Great Moments Featured in this Story
1987 Women's Soccer: Athenas Win SCIAC in Third Varsity Season
1987 Men's Water Polo: Stags Win SCIAC, WWPA Titles
1987 Football: Stags Win Back-to-Back SCIACs
1988 Women's Basketball: Athenas Win Program's First League Championship
1988 Baseball: Stags Win SCIAC, Earn No. 10 National Ranking
1988 Men's Tennis: Stags win SCIAC, Hinman/Au Win NCAA Doubles
CLAREMONT, Calif. - The Claremont-Mudd-Scripps athletic department has made a habit of placing bulk orders for SCIAC trophies. The Stags and Athenas have won 343 SCIAC titles, almost 100 more than any other SCIAC institution, despite getting a late start with their first year coming in 1958-59, more than 40 years after the Bulldogs, Poets, Tigers and Sagehens were up and running.
The 1987-88 academic year, though, was a first, as CMS was able to win all three of the All-Sports trophies that the league offers, capturing the most points in the men's, women's and combined standings.

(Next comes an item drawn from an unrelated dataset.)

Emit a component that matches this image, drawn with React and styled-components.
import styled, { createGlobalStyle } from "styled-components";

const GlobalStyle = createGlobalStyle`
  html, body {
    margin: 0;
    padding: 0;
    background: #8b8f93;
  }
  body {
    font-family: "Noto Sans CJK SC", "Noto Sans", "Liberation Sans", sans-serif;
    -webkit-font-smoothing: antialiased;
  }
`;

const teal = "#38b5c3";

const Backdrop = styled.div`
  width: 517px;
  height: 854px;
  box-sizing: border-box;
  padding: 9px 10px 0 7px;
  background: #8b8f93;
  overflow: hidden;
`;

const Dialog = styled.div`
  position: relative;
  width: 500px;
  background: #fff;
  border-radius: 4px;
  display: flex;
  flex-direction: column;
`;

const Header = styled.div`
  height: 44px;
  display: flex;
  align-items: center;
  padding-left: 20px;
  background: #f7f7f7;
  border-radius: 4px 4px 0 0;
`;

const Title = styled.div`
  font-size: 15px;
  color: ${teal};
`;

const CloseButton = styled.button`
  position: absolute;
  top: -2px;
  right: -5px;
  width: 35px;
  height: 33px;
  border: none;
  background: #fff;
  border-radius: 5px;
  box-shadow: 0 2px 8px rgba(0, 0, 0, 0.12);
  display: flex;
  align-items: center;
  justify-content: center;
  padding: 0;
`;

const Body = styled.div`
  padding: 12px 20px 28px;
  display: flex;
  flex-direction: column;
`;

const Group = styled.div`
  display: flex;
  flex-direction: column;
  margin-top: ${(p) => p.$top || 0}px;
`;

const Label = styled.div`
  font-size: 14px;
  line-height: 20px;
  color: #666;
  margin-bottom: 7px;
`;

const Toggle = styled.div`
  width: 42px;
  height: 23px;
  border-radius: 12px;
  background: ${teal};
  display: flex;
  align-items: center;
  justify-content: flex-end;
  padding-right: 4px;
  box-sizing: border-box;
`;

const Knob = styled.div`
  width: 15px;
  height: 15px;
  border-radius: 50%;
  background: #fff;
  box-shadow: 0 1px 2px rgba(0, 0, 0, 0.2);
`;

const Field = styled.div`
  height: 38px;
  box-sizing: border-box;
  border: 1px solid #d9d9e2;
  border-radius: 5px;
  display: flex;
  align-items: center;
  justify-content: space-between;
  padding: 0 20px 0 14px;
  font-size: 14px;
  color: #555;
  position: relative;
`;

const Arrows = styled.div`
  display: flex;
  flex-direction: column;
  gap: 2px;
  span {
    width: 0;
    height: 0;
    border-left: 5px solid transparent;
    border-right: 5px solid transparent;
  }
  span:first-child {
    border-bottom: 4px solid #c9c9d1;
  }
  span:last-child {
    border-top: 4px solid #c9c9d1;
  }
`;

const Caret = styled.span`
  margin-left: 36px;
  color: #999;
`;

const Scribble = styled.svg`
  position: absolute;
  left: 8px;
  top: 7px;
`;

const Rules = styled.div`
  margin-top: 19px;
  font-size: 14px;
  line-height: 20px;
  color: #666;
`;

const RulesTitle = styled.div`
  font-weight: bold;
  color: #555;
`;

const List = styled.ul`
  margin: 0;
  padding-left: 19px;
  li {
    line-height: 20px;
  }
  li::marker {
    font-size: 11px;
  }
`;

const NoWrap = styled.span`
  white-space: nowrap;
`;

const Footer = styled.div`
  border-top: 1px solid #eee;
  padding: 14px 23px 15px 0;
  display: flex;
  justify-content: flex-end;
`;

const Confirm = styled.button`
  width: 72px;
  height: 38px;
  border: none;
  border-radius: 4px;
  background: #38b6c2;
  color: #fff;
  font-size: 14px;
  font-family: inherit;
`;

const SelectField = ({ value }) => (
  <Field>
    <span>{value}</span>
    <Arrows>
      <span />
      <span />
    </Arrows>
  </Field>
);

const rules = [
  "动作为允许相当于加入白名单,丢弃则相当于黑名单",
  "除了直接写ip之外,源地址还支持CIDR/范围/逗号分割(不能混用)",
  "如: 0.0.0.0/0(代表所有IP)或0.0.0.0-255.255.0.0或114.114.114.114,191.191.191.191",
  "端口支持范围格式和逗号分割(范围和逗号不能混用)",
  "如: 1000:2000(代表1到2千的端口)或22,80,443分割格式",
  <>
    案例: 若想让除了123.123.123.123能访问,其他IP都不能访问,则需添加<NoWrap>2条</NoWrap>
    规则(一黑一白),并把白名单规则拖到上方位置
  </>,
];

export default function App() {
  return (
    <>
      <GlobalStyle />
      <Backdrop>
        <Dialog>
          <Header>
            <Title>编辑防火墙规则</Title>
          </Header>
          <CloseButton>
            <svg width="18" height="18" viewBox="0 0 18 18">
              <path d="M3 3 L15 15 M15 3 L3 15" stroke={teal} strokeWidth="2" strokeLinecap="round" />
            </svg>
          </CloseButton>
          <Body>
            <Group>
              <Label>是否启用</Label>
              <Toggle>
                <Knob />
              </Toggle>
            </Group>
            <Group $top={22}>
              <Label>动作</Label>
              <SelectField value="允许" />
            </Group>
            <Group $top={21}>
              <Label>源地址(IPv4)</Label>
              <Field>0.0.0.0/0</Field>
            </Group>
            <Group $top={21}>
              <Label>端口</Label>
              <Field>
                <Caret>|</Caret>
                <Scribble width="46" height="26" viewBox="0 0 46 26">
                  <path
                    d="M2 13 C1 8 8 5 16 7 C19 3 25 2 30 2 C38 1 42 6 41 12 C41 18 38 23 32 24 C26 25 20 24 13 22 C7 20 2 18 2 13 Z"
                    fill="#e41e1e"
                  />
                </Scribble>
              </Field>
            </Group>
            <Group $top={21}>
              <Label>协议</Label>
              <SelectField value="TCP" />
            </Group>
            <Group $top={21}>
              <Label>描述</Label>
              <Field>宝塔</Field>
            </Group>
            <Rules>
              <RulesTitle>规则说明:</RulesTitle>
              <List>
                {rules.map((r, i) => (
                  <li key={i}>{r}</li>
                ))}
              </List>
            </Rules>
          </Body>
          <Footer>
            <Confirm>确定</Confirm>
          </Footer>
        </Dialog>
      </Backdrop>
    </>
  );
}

The 1988 SCIAC Women's All-Sports Trophy was a first for the Athenas, who started their half of the athletic department in 1976-77 when Claremont McKenna first went co-ed. CMS had plenty of women's sports success quickly, with the cross country team winning a SCIAC crown in 1978 in only its second season, but having enough overall success to win the trophy was a slow and steady process.
Women's cross country continued its strong tradition in the fall of 1987, winning its second straight SCIAC title and its fifth in a 10-year span. But for the first time, they were not the only Athenas winning fall championships, as the upstart CMS Women's Soccer team won its first-ever SCIAC crown as well in its third season, clinching the title with a 3-0 win over Pomona-Pitzer.

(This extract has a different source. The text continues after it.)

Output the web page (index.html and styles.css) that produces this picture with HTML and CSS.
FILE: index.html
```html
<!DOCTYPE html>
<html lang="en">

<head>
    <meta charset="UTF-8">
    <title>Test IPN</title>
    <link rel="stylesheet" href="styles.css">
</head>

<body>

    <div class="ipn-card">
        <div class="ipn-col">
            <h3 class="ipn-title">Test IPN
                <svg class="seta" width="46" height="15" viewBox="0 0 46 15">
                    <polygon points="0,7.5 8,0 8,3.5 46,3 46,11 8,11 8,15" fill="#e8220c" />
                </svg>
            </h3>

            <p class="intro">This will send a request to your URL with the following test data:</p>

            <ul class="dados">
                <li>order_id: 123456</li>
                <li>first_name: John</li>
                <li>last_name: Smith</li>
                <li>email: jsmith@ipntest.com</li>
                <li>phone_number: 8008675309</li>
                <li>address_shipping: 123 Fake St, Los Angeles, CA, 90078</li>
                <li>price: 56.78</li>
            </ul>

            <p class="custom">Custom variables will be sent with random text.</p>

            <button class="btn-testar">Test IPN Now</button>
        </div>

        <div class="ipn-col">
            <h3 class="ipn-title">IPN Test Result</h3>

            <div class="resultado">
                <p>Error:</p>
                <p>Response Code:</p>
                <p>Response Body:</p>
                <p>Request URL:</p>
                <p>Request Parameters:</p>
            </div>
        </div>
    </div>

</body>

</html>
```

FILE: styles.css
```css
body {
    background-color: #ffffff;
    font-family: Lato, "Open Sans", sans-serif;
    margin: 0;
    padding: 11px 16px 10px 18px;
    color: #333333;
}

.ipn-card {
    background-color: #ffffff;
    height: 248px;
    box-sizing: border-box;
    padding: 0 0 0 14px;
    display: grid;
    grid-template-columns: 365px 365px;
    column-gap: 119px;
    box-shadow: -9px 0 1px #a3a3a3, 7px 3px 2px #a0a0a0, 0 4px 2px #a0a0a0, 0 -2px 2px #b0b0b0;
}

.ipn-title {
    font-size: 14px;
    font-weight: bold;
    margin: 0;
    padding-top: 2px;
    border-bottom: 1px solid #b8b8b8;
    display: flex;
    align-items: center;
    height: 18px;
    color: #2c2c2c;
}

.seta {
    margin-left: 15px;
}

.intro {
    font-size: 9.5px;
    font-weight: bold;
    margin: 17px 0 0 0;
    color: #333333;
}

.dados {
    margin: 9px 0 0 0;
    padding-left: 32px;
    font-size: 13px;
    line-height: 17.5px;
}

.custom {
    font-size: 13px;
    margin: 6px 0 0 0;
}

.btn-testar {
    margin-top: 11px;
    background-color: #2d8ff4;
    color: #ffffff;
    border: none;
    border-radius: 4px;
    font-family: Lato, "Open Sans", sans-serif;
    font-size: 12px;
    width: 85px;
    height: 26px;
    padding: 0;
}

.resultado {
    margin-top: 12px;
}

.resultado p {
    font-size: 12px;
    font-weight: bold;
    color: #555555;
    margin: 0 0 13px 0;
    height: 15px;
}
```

In the winter, CMS Women's Basketball added its first SCIAC title in program history, going undefeated through the league and beating the Sagehens 60-58 to cap off a 10-0 SCIAC schedule. The women's basketball title gave the Athenas their third SCIAC crown in the seven sports they competed in at the time (women's swimming and diving, women's track and field, and women's tennis all came in second place that year).
The Stag half of the athletic department mostly just kept right on doing what they'd been doing, as men's water polo, men's soccer and men's swimming and diving all won the championships that were standard for those programs in that era. Men's water polo won its sixth of 11 straight SCIAC titles (and added a WWPA title in sudden death), men's swimming and diving took its seventh of 12 straight league crowns, and men's soccer captured its seventh of 14 in a row, tying La Verne with a 10-1-1 league mark.
Men's tennis, meanwhile, captured its third in a row, establishing a new king of the hill after Redlands dominated the league from 1950-1985. In addition to a tight win in the SCIAC Championships (by one point over the Bulldogs), Frank Hinman and Lance Au went on to become the first CMS doubles team to win a national title.
Football and baseball also captured SCIAC titles, with several players overlapping both championship teams, including Chris Dabrow, who set a CMS rushing record in the fall of 1987 that still stands, helping the Stags to their second SCIAC crown in a row, and then catching on the baseball team which won its second in a three-year span. The baseball team had one of its best seasons, winning the SCIAC and reaching as high as No. 10 in the country after a 16-2 league schedule. Lou Diaz, Mark Hoyt, and Pete Young were also in the football-baseball dual championship club, along with Dabrow.
CMS Men's Basketball made it a men's and women's hoops sweep in the winter with a 7-3 SCIAC record to take the league title, edging Redlands and Whittier by one game, matching the men's and women's soccer SCIAC title sweep in the fall. It was the second straight title for the Stags and part of a 4-titles-in-5-years stretch for the program from 1987-91.
Over the course of the 1987-88 academic year, CMS had a ridiculous amount of success across the board, going 10-for-17 winning SCIAC titles. Four of the other teams came in second, with men's track and field also finishing as runner-up, although the Stags still had an impact nationally, with seven All-American performances at the NCAA Track and Field Championships, where they finished 11th.
Since the 1988 sweep, CMS has won all three of the SCIAC All-Sports trophies 22 of 32 years, including a stretch of 12 in a row from 1993-2004 before Redlands temporarily took over the mantle in the second half of the decade. By 2010-11, the Athenas and Stags were back to sweeping, and CMS has now won 29 of the last 30 possible trophies, missing out only on the men's all-sports trophy in 2018, which traveled 1500 feet down the road for 12 months before returning back the following year.
Which was a relief -- it's always annoying when you have a nice, complete set of something and one of the items ends up missing.